--- BEGIN Recorded information ---

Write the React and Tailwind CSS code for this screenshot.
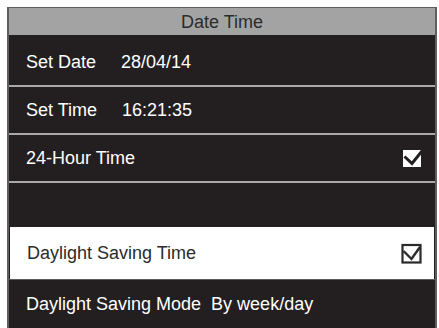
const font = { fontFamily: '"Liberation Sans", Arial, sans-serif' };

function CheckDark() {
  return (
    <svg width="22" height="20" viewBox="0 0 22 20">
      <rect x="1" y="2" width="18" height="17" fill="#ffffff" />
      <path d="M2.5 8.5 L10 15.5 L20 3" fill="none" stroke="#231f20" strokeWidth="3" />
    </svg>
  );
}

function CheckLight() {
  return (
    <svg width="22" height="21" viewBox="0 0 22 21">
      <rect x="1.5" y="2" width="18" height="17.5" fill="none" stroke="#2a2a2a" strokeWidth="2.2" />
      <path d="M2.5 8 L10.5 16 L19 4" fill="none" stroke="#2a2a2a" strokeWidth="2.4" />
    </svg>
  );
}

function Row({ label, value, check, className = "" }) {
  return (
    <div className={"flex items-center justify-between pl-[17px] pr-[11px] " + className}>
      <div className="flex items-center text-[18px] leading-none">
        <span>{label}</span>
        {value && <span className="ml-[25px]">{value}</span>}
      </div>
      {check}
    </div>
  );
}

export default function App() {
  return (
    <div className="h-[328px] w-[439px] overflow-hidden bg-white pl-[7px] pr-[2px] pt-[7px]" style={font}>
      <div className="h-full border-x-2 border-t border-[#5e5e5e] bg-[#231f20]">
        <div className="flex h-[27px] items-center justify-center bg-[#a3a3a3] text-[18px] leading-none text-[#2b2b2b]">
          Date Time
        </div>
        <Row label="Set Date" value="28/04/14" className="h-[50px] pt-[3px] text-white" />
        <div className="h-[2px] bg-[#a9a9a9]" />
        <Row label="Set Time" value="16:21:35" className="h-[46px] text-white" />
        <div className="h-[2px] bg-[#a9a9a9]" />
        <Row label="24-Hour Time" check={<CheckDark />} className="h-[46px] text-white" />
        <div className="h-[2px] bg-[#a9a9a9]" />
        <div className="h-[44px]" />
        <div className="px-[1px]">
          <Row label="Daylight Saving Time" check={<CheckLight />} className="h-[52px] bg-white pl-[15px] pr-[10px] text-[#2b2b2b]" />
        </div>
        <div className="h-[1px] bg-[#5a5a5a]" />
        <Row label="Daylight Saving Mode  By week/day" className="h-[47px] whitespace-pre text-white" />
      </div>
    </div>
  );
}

--- END Recorded information ---

Stated problem
Your task is to repeat the data above exactly while excluding the pictures.

Solution to the exercise
Write the React and Tailwind CSS code for this screenshot.
const font = { fontFamily: '"Liberation Sans", Arial, sans-serif' };

function CheckDark() {
  return (
    <svg width="22" height="20" viewBox="0 0 22 20">
      <rect x="1" y="2" width="18" height="17" fill="#ffffff" />
      <path d="M2.5 8.5 L10 15.5 L20 3" fill="none" stroke="#231f20" strokeWidth="3" />
    </svg>
  );
}

function CheckLight() {
  return (
    <svg width="22" height="21" viewBox="0 0 22 21">
      <rect x="1.5" y="2" width="18" height="17.5" fill="none" stroke="#2a2a2a" strokeWidth="2.2" />
      <path d="M2.5 8 L10.5 16 L19 4" fill="none" stroke="#2a2a2a" strokeWidth="2.4" />
    </svg>
  );
}

function Row({ label, value, check, className = "" }) {
  return (
    <div className={"flex items-center justify-between pl-[17px] pr-[11px] " + className}>
      <div className="flex items-center text-[18px] leading-none">
        <span>{label}</span>
        {value && <span className="ml-[25px]">{value}</span>}
      </div>
      {check}
    </div>
  );
}

export default function App() {
  return (
    <div className="h-[328px] w-[439px] overflow-hidden bg-white pl-[7px] pr-[2px] pt-[7px]" style={font}>
      <div className="h-full border-x-2 border-t border-[#5e5e5e] bg-[#231f20]">
        <div className="flex h-[27px] items-center justify-center bg-[#a3a3a3] text-[18px] leading-none text-[#2b2b2b]">
          Date Time
        </div>
        <Row label="Set Date" value="28/04/14" className="h-[50px] pt-[3px] text-white" />
        <div className="h-[2px] bg-[#a9a9a9]" />
        <Row label="Set Time" value="16:21:35" className="h-[46px] text-white" />
        <div className="h-[2px] bg-[#a9a9a9]" />
        <Row label="24-Hour Time" check={<CheckDark />} className="h-[46px] text-white" />
        <div className="h-[2px] bg-[#a9a9a9]" />
        <div className="h-[44px]" />
        <div className="px-[1px]">
          <Row label="Daylight Saving Time" check={<CheckLight />} className="h-[52px] bg-white pl-[15px] pr-[10px] text-[#2b2b2b]" />
        </div>
        <div className="h-[1px] bg-[#5a5a5a]" />
        <Row label="Daylight Saving Mode  By week/day" className="h-[47px] whitespace-pre text-white" />
      </div>
    </div>
  );
}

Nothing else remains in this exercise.